A second strength of their case analysis is found in the early chapters, placing in context definitions that might elude the average reader, as the death and dying terminology is sometimes conflated.  For example, how does the law distinguish terminal sedation, an arguably legally protected practice from voluntary active euthanasia?  Although the authors do not provide an in-depth philosophical discussion of such questions, the problems are nonetheless raised. 

To ground their consideration of case law, Svenson and Behuniak chart the unsuccessful efforts of PAS proponents to pass and implement death with dignity provisions in Oregon, Washington, California and New York.  The authors note "litigants representing three different interests [in Washington] joined to challenge the constitutionality of that state's prohibition against PAS" (p.36).  The litigants included a nonprofit corporation, Compassion in Dying, three terminally ill adult patients, and four physicians.  The authors highlight the text of Oregon's Death with Dignity Act of 1994, the only successful provision of its kind to pass a referendum vote.   PAS proponents in Washington who were defeated at the polls took their concerns to the judicial branch, as others did in New York at approximately the same time.  However, opponents also sought the courts.  In Oregon a group of litigants challenged the new legislation on grounds that it violated the constitution.  The authors follow these stories through appeals, the U.S. Supreme Court, and post-judicial actions.

Because the book's focus does not become apparent until Chapter Two, readers may find this slightly distracting.    For example, it is not explained within the first few pages that the book will follow three states along their journeys to address patient autonomy and physician-assisted suicide by studying referenda, statutes, cases, and judicial decisions.   

The authors conclude with executive, legislative and judicial responses to physician assisted suicide.   Each of the three cases, from Oregon, New York, and Washington, are ultimately addressed by the United States Supreme Court, and in each case, in 1997, the Court upholds state action, leaving the issue of physician assisted suicide to voters and legislators.  In this way, the law is ever evolving and represents the collective consciousness of a community. 

Behuniak and Svenson have collected a strong set of materials to enhance any discussion of physician-assisted suicide.  Their book belongs among the top few of critical guides to legislative and judicial rule-making in the PAS area. 

REFERENCES:

Paris, John J., and Kevin O'Connell.  1990.  "The Patient Self -Determination Act of 1990."  5 CLINICAL ETHICS REPORTER 1.

Veatch, Robert M.  1989. DEATH, DYING, AND THE BIOLOGICAL REVOLUTION: OUR LAST QUEST FOR RESPONSIBILITY.  New Haven: Yale University Press.

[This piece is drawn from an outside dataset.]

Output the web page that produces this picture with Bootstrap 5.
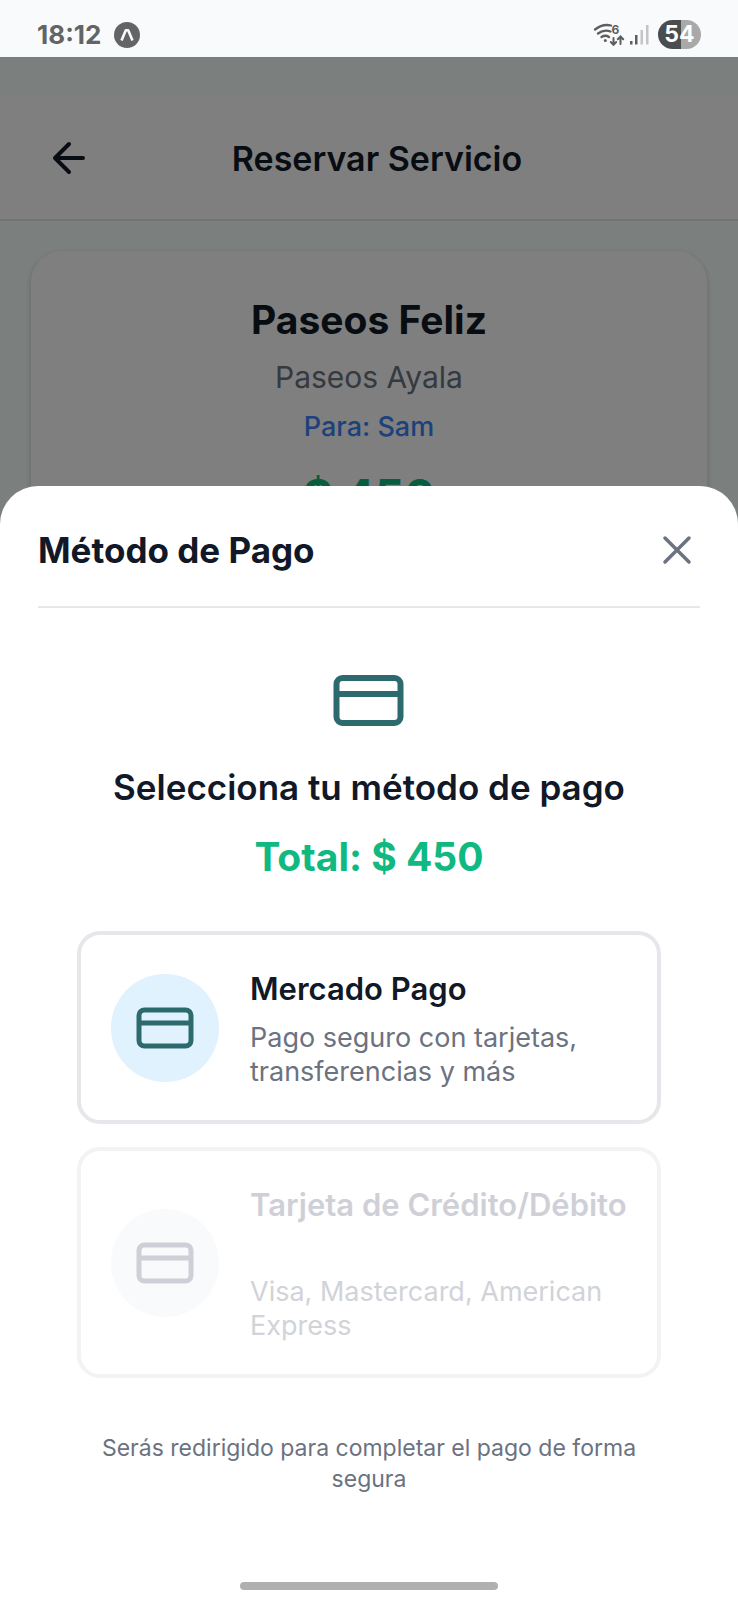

Westin, Alan F.  1952.  THE ANATOMY OF A CONSTITUTIONAL LAW CASE: YOUNGSTOWN SHEET & TUBE CO. v. SAWYER, THE STEEL SEIZURE DECISION.  New York: Columbia University Press.

CASE REFERENCES:

BARBER v. SUPERIOR COURT, 147 Cal. App. 3d 1006, 195 Cal. Rptr. 484 (Ct. App. 1983).

BROPHY v. NEW ENGLAND SINAI HOSPITAL, INC., 398 Mass. 417, 497 N.E. 2d. 626 (1986).

IN RE CONROY, 98 N.J. 321, 486 A.2d 1209 (1985).

CRUZAN v. MISSOURI DEPARTMENT OF HEALTH, 110 S. Ct. 2841 (1990).

IN RE DINERSTEIN, 6 Mass. App. Ct. 466, 380 N.E. 2d 134 (App. Ct. 1978).

IN RE JOBES, 210 N.J. Super. 543, 510 A.2d 133 (Super Ct. Ch. Div. April 23, 1986), review denied (N.J. March 10, 1986), cert. granted (N.J. Sept. 10, 1986), No. A-108/109, slip. Op. (N.J. June 24, 1987).

IN RE QUINLAN, 70 N.J. 10 (1976).

SCHLOENDORFF v. NEW YORK HOSPITAL, 211 NY 125 (1914).